Global demands for continuous system uptime and availability are raising the bar for performance in corporate data centers. It’s also causing organizations to revisit their plans for system backup and Disaster Recovery (DR). Essentially, organizations are looking to improve three things:
• Uptime and availability
• Data backup and recoverability
• Anticipation of emerging problems so as to preempt the problems.
As enterprises go about this task, some profound changes are occurring in how they think about DR and backup. These changes demand new strategic thinking about system uptime and availability and how resources and facilities can be deployed and exploited to increase system uptime.
DR and Backup: Onto the Front Burner
Organizations that operate 24x7 vary widely in their approaches to DR, depending on their industry sector. Financial services companies are the most aggressive. This is partly due to rigorous regulatory standards, but financial services companies also operate in an environment where you can palpably hear the downtime ticking in seconds and dollars. In contrast, a parts manufacturer also feels the impact of downtime, but perhaps not in seconds. A retailer is sensitive to downtime, but usually has a distributed network of small servers in each of its retail outlets so it’s possible to store transactions locally while central computing is offline, and then forward those transactions when central computing is restored. In short, the Recovery Time Objective (RTO) and Recovery Point Objective (RPO) standards for different industries vary, but everyone is interested in recovering from disasters, ensuring recoverability of data, and being able to perceive and resolve a problem before it becomes an issue.
Virtually every organization also understands that being “open” for business non-stop is now the minimal expectation in a global marketplace. This means system uptime and availability must be next to infallible; it changes the dynamics of DR and backup from a “side” or “background” project to one of the top priorities on CIOs’ to-do lists.
The push for this change in perspective is coming from the business, which now considers any kind of IT downtime as an impact to revenue capture and customer satisfaction and retention. While every organization approaches DR and backup based on its own unique situation, virtually every organization wants system redundancy (and continued uptime) for planned actions such as system maintenance, and for seamless and automated failover for an unexpected downtime situation or disaster. Enterprises also want a minimal number of system components in the mission-critical path of business processing; they want to avoid single points of failure in their IT infrastructures.
Data Center Changes
The baseline practice has always been to go with a single data center and then contract for hot site or cold site services in the event of an outage. However, a growing number of enterprises now have two data centers. As continuous system availability and uptime have grown in importance, the trend in enterprises has also been to fully equip each data center so it can run all of production, and to insert technology that supports easy, transparent switchover of processing and other IT resources from one data center to the other when necessary. The second data center can operate in an active-standby mode, where it’s on constant “standby,” and is activated to assume the full production load during an outage; or it can operate in an active-active mode, where the second data center stays in synch with the primary data center and both data centers are processing in parallel so there’s literally no lapse for a failover or DR.

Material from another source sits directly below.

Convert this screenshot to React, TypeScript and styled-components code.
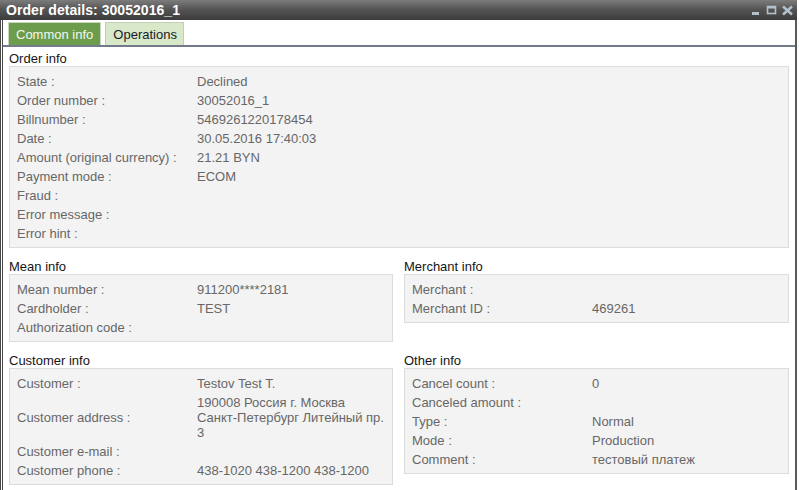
import React from "react";
import styled, { createGlobalStyle } from "styled-components";

const Global = createGlobalStyle`
  html, body { margin: 0; padding: 0; background: #ffffff; }
  body { font-family: "Liberation Sans", Arial, sans-serif; }
  * { box-sizing: border-box; }
`;

const Window = styled.div`
  width: 797px;
  height: 490px;
  display: flex;
  flex-direction: column;
  overflow: hidden;
`;

const TitleBar = styled.div`
  height: 20px;
  flex: none;
  display: flex;
  align-items: center;
  justify-content: space-between;
  padding: 0 4px 0 6px;
  background: linear-gradient(#7c7c7c 0%, #555555 45%, #3c3c3c 100%);
  width: 799px;
`;

const Title = styled.div`
  color: #ffffff;
  font-weight: bold;
  font-size: 14px;
  line-height: 20px;
  letter-spacing: 0.05px;
`;

const Controls = styled.div`
  display: flex;
  align-items: center;
  margin-top: 1px;
`;

const Body = styled.div`
  flex: 1;
  display: flex;
  flex-direction: column;
  border-left: 3px double #4a4a4a;
  border-right: 2px solid #5a5a5a;
  background: #ffffff;
  min-height: 0;
`;

const TabStrip = styled.div`
  display: flex;
  gap: 4px;
  padding: 2px 0 0 5px;
  border-bottom: 2px solid #737b8b;
`;

const Tab = styled.div<{ $active?: boolean }>`
  height: 23px;
  padding: 0 ${(p) => (p.$active ? "7px" : "6px")} 0 ${(p) => (p.$active ? "7px" : "7px")};
  display: flex;
  align-items: center;
  font-size: 13px;
  color: ${(p) => (p.$active ? "#f4f8f0" : "#1a1a2a")};
  background: ${(p) => (p.$active ? "#6b9d4d" : "#d8e8c9")};
  border: 1px solid ${(p) => (p.$active ? "#c9d6c0" : "#c2cfb6")};
  border-bottom: none;
`;

const Content = styled.div`
  padding: 4px 6px 0 6px;
  display: flex;
  flex-direction: column;
  gap: 11px;
`;

const Columns = styled.div`
  display: grid;
  grid-template-columns: 384px 1fr;
  column-gap: 11px;
  row-gap: 11px;
  align-items: start;
`;

const Section = styled.div`
  display: flex;
  flex-direction: column;
`;

const SectionTitle = styled.div`
  font-size: 13px;
  line-height: 15px;
  color: #151515;
`;

const Box = styled.div`
  background: #f3f3f3;
  border: 1px solid #dcdcdc;
  padding: 5px 8px 4px 7px;
`;

const Row = styled.div`
  display: grid;
  grid-template-columns: 180px 1fr;
  align-items: center;
  padding: 2px 0;
  font-size: 13px;
  line-height: 15px;
  color: #676767;
`;

const Label = styled.div``;
const Value = styled.div``;

type Item = [string, React.ReactNode];

const Fields: React.FC<{ title: string; items: Item[] }> = ({ title, items }) => (
  <Section>
    <SectionTitle>{title}</SectionTitle>
    <Box>
      {items.map(([l, v]) => (
        <Row key={l}>
          <Label>{l} :</Label>
          <Value>{v}</Value>
        </Row>
      ))}
    </Box>
  </Section>
);

const WinIcons = () => (
  <svg width="44" height="12" viewBox="0 0 44 12" fill="none">
    <rect x="1" y="7" width="7" height="3" fill="#b3c1cc" />
    <rect x="16.5" y="1.5" width="8" height="7" stroke="#b3c1cc" strokeWidth="1.6" />
    <rect x="16" y="1" width="9" height="2.5" fill="#b3c1cc" />
    <path d="M32 1.5 L41 9.5 M41 1.5 L32 9.5" stroke="#b3c1cc" strokeWidth="2.4" />
  </svg>
);

export default function App() {
  return (
    <>
      <Global />
      <Window>
        <TitleBar>
          <Title>Order details: 30052016_1</Title>
          <Controls>
            <WinIcons />
          </Controls>
        </TitleBar>
        <Body>
          <TabStrip>
            <Tab $active>Common info</Tab>
            <Tab>Operations</Tab>
          </TabStrip>
          <Content>
            <Fields
              title="Order info"
              items={[
                ["State", "Declined"],
                ["Order number", "30052016_1"],
                ["Billnumber", "5469261220178454"],
                ["Date", "30.05.2016 17:40:03"],
                ["Amount (original currency)", "21.21 BYN"],
                ["Payment mode", "ECOM"],
                ["Fraud", ""],
                ["Error message", ""],
                ["Error hint", ""],
              ]}
            />
            <Columns>
              <Fields
                title="Mean info"
                items={[
                  ["Mean number", "911200****2181"],
                  ["Cardholder", "TEST"],
                  ["Authorization code", ""],
                ]}
              />
              <Fields
                title="Merchant info"
                items={[
                  ["Merchant", ""],
                  ["Merchant ID", "469261"],
                ]}
              />
              <Fields
                title="Customer info"
                items={[
                  ["Customer", "Testov Test T."],
                  [
                    "Customer address",
                    <>
                      190008 Россия г. Москва
                      <br />
                      Санкт-Петербург Литейный пр.
                      <br />3
                    </>,
                  ],
                  ["Customer e-mail", ""],
                  ["Customer phone", "438-1020 438-1200 438-1200"],
                ]}
              />
              <Fields
                title="Other info"
                items={[
                  ["Cancel count", "0"],
                  ["Canceled amount", ""],
                  ["Type", "Normal"],
                  ["Mode", "Production"],
                  ["Comment", "тестовый платеж"],
                ]}
              />
            </Columns>
          </Content>
        </Body>
      </Window>
    </>
  );
}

The two-data center concept operates especially effectively when both data centers are located in the same metropolitan area. Such proximity allows the use of communications topologies that can adroitly failover from one site to the other. The location of two data centers that are proximate to each other can also take advantage of a central pool of IT talent that can operate out of either data center. Moreover, two data centers are insurance for an enterprise that it’s going to keep running in the event of an outage.
With global activities increasingly ubiquitous, new data center thinking, which calls for a third data center that the enterprise operates in a remote geography, is rapidly gaining traction. The risk enterprises want to address involves what could happen if a sizable disaster brought down an entire geographical region—including all the data centers in that region. Some of this drive for the third data center is being fueled by industry regulators. In the financial services industry, for example, there’s growing regulatory pressure to at least keep data at locations that are significantly geographically removed from major data center sites. The most compelling pressure, however, appears to be the non-stop service expectations of a now global community of customers. They expect service even if your main operation is knocked down by a regional disaster. In a situation such as that, the third data center in a distant geographical locale keeps an enterprise in business.
There’s also a trend toward fully equipping each data center to run the entire business. This level of redundancy requires enterprises to move away from cold site or “standby” thinking and into dynamic processing environments where the full production load can be toggled between data centers on demand. In this multi-production data center model, data center A might run all enterprise production for the first quarter of the year, with production moving over to data center B for the next quarter. By toggling production back and forth between data centers, an enterprise has the peace of mind of total system resiliency and redundancy. It simultaneously ensures its DR, backup, and failover plan works continuously.